Au lieu de céder à la mode de l’irrationnel, la journaliste, dans un souci d’esprit critique, aurait pu citer Eugène Chevreul (1786-1889) chimiste membre de l’Académie des Sciences. Cet autre éminent angevin a conclu que « rien d’extraordinaire n’existait dans les effets du pendule » et que « la vue d’un gazon vert abondant, sur lequel il marche, pourra déterminer en lui [le sourcier] à son insu le mouvement musculaire capable de déranger la baguette » 2. Depuis Chevreul, des études très rigoureuses ont montré que de tels « pouvoirs », au delà de leur absence évidence de plausibilité, n’ont jamais pu être mis en évidence (tests réalisés en faisant circuler de l’eau de façon aléatoire sous une estrade, à l’insu du sourcier.
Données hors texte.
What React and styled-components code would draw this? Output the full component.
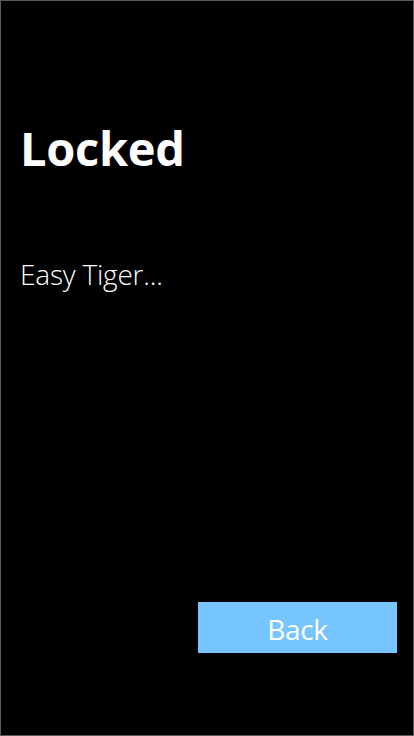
import React from "react";
import styled, { createGlobalStyle } from "styled-components";

const GlobalStyle = createGlobalStyle`
  html, body {
    margin: 0;
    padding: 0;
    background: #000;
  }
  * {
    box-sizing: border-box;
  }
`;

export default function App() {
  return (
    <>
      <GlobalStyle />
      <Screen>
        <Title>Locked</Title>
        <Message>Easy Tiger...</Message>
        <Footer>
          <BackButton>Back</BackButton>
        </Footer>
      </Screen>
    </>
  );
}

const Screen = styled.div`
  width: 414px;
  height: 736px;
  border: 1px solid #5a5a5a;
  background: #000;
  display: flex;
  flex-direction: column;
  padding: 0 16px 82px 19px;
  font-family: "Open Sans", "Noto Sans", sans-serif;
  color: #fff;
`;

const Title = styled.h1`
  margin: 112px 0 0;
  font-size: 47px;
  font-weight: 700;
  line-height: 70px;
  letter-spacing: -0.3px;
`;

const Message = styled.p`
  margin: 73px 0 0;
  font-size: 28px;
  font-weight: 300;
  line-height: 36px;
  letter-spacing: -0.2px;
`;

const Footer = styled.div`
  margin-top: auto;
  display: flex;
  justify-content: flex-end;
`;

const BackButton = styled.button`
  width: 199px;
  height: 51px;
  border: none;
  background: #76c5ff;
  color: #fff;
  font-family: inherit;
  font-size: 28px;
  font-weight: 400;
  letter-spacing: -0.3px;
  padding: 2px 0 0;
  cursor: pointer;
`;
1 Malheureusement, il semble que la presse quotidienne, qu’elle soit nationale ou régionale, se fasse régulièrement écho de telles allégations. Voir par exemple le journal Le Monde avec la protestation qu’avait adressée l’AFIS, sans réponse : Le « Monde » des sourciers

2 Dans leur livre Devenez sorciers, devenez savants (Odile Jacob, 2002), Georges Charpak et Henri Broch, consacrent une grande partie d’un chapitre aux études d’Eugène Chevreul sur le pendule et sur la baguette du sourcier, ainsi qu’aux expériences sur le « don du sourcier » menées en 2001 à la faculté de Nice (résultat négatif).